Four Saudi women accused of beating up husbands

Gulan Media April 22, 2014 News
Four Saudi women accused of beating up husbands
The Saudi National Society for Human Rights (NSHR) is currently considering cases against four women accused of beating their husbands, Al-Hayat newspaper reported on Monday quoting the society's chairman Mufleh al-Qahtani.

He said the four women could face penalties under abuse protection laws including imprisonment or heavy fines.

Qahtani told a workshop that was discussing abuse laws in Riyadh on Sunday that a husband would be committing a crime if he beats his wife.

"It is left to the discretion of the judge to decide the punishment against the husband depending on where he has hit his wife," he said.

Qahtani said he considered slapping a woman on her face to be a graver crime than hitting her on the back or the buttocks. Abdullah al-Youssef, undersecretary of the Ministry of Social Affairs, said the SR50,000 fine imposed on a husband who beats his wife will go to the Ministry of Finance and not to the victim as compensation.

"The wife may go to the court to obtain further justice against her abusive husband," he said.

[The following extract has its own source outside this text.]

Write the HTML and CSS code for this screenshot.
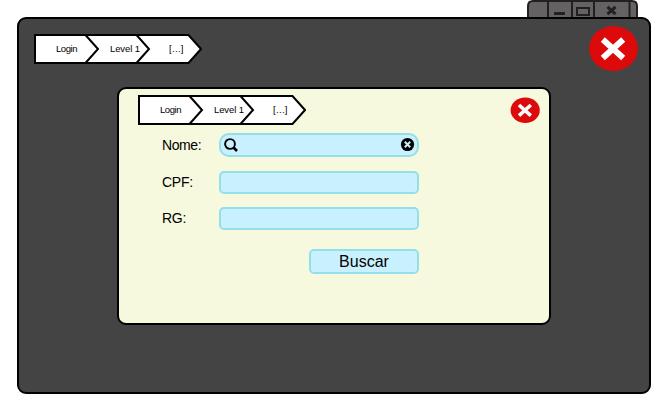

The undersecretary said an abusive husband or wife may face imprisonment of up to a year or a fine of up to SR50,000. However, it was reported at the weekend that the ministry had said it would not fine abusive husbands and that the courts were responsible for handing out sentences for such offenses.
10 women plead for revocation of divorce deeds

Ten women asked courts in the Kingdom this year to revoke their divorce deeds because they discovered loopholes that could allow their divorces to be overturned, Al-Hayat newspaper reported on Monday.

A Justice Ministry source said the women only discovered the discrepancies after the documents had been legally attested and documented.

He said 1,045 women have asked for their divorce deeds to be attested, while the courts last year issued 34,490 divorce deeds.

Abdulaziz al-Zamil, lawyer and legal consultant, said the divorce will not be binding if it happens jokingly, at the husband’s death-bed to deprive the wife from obtaining inheritance, if the husband is suffering a mental disease or if he was forced to do so for whatever reason.

He asked couples who doubt their divorces are legal to go to the nearest court for family affairs or to a general court to revoke their divorce deed.